The University of Iowa College of Liberal Arts & Sciences Department of English

R. L. Stevenson, Dr. Jekyll and Mr Hyde

1. What effect is created on the reader by the opening description of Mr. Utterson? Is anything added by the knowledge that he is a lawyer? How will his character and presence affect the story?

2. What circumstances are associated with the sinister building Mr. Utterson and Mr. Enfield note on their walk? What is unusual about the man who seems to enter and exit from it, and the incident of the signed check? About the reaction of Utterson and Enfield to what they have uncovered?

3. What are some features of Stevenson's style, narrative control and mode of building interest? Is the story artfully told?

4. How does the story deal with issues of respectability, concealment and hypocrisy? Why might these be important for persons living in Stevenson's time period?

5. In the context of the story, what types of misdeeds seem likely to have been the topic of concealed interest?

6. What social groups and classes seem represented by the characters and concerns of the story? What function seems served by the descriptions of interiors and the presence of a butler?

7. What is the significance of the fact that Hyde cannot be described, through extraordinary in his appearance? By the comparisons between Hyde and the devil?

8. What influence do descriptions of weather and ambience have on the tale?

9. What is added to the story by Utterson's deep interest in the situation of his friend? By his preoccupation with uncovering the secret of Hyde?

10. What do we learn from the scene in "Dr. Jekyll Was Quite at Ease" in which Utterson and Jekyll discuss his will? How is Jekyll self-deluded? What ominous promise does he extract from Utterson?

11. What added information is revealed in investigations into the murder of Sir Danvers Carew? What do the investigators learn from visiting Mr. Hyde's house in Soho? What elements seem added to the tale by the presence of the police?

12. What are ways in which this story seems to be an allegory? Which features add to this impression?


13. How do you interpret the fact that Stevenson destroyed a first draft in anger, then started anew?

14. What do you consider the central motif of this story?

15. What other literary works does this story call to your mind? What aspects of the story are added by its social and psychological setting?
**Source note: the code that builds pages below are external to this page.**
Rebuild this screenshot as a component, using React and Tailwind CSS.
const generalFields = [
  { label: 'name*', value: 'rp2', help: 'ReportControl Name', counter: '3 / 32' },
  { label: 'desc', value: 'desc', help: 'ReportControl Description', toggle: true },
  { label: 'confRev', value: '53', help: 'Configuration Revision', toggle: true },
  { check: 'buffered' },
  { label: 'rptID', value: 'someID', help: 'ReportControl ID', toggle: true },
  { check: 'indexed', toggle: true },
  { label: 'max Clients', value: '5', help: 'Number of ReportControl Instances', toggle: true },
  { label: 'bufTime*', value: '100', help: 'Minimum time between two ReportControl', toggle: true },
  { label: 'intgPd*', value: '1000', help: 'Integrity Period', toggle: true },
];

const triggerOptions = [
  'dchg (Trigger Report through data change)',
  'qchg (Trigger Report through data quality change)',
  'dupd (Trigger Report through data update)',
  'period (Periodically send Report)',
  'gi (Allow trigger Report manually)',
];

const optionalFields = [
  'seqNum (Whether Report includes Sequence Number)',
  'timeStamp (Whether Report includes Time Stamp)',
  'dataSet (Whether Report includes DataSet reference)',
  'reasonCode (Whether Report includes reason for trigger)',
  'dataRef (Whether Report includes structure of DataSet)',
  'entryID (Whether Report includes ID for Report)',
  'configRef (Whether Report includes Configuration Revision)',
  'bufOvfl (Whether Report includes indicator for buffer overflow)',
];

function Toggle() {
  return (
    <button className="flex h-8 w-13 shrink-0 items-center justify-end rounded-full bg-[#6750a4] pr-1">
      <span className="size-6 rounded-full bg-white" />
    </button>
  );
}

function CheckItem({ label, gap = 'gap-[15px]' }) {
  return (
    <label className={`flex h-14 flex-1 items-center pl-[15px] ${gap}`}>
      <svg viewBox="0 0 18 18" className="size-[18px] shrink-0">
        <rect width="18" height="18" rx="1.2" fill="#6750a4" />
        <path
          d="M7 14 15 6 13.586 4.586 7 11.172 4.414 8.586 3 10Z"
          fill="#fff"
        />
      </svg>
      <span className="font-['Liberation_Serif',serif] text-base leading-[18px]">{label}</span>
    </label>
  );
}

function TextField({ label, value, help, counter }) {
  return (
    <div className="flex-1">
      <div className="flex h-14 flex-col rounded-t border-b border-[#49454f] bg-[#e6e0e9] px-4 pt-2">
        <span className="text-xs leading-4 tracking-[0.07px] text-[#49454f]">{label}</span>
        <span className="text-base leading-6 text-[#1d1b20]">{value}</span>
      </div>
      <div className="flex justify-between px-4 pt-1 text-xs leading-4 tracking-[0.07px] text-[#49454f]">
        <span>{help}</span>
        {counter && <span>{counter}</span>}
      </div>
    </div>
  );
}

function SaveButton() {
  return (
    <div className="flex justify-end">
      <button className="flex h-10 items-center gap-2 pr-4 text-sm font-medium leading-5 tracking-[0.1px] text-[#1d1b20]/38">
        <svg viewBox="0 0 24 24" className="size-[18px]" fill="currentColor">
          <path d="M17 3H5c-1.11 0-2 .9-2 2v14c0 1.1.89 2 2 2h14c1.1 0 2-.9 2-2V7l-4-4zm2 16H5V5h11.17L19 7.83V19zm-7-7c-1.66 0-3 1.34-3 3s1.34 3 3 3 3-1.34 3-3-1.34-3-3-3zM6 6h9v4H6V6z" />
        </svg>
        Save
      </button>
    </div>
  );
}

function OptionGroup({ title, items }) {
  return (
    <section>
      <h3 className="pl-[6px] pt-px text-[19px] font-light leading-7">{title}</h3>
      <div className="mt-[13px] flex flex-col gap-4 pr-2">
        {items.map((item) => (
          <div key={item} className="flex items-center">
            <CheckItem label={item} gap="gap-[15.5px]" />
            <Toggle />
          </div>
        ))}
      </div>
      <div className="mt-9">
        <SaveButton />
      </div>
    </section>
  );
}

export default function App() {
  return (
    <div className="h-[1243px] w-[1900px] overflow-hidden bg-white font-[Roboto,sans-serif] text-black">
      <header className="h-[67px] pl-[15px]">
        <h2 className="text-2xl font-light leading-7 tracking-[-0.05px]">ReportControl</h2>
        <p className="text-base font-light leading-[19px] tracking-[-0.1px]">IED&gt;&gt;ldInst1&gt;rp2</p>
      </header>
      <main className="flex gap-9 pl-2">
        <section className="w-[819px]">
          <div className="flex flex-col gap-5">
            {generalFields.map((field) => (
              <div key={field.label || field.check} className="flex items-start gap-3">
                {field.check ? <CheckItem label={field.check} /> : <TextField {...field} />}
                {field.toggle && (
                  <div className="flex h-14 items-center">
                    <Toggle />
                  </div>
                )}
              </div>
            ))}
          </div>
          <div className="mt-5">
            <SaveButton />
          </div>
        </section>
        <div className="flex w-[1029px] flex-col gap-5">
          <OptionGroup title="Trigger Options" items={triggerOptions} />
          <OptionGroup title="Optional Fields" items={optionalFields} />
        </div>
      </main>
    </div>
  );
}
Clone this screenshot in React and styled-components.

Specifically, what psychological aspects of the tale are suggested by the descriptions of the London streets, and by the dwelings and chambers of Jekyll/Hyde and Hyde? Do the names have possible meanings?

16. What is the effect of telling the story from the point of view of Mr. Utterson? What do you make of his friendships with Enfield? With Dr. Lanyon? With Dr. Jekyll? What are features of his social network?

17. What may be some contemporary resonances or meanings associated with Jekyll's scientific pursuits? With his use of chemical drugs? How do his scientific pursuits differ from those of his predecessors?

18. What mysterious effect does Hyde have on others? How is his character related to the state of sleep?

19. What significant use does the tale make of wills, letters, and sealed documents? How do they add to the story's effect?

20. What do we learn from Lanyon's account? From Jekyll's document? How had his self-divisions originated? What had caused him to take pleasure in a divided self?

21. What had made the first draft more effective? Is there symbolism to this? What final horror has overtaken Jekyll?

22. Does the reader feel the purgation of tragedy at the end? (catharsis through pity and terror) Does the story or its resolution suggest a usable moral to the reader?

23. Do any features of the story or its ending suggest preoccupations of other Scottish tales or aspects of culture?

24. Why do you think this gloomy tale of fear and self-distaste has been widely popular for more than a century?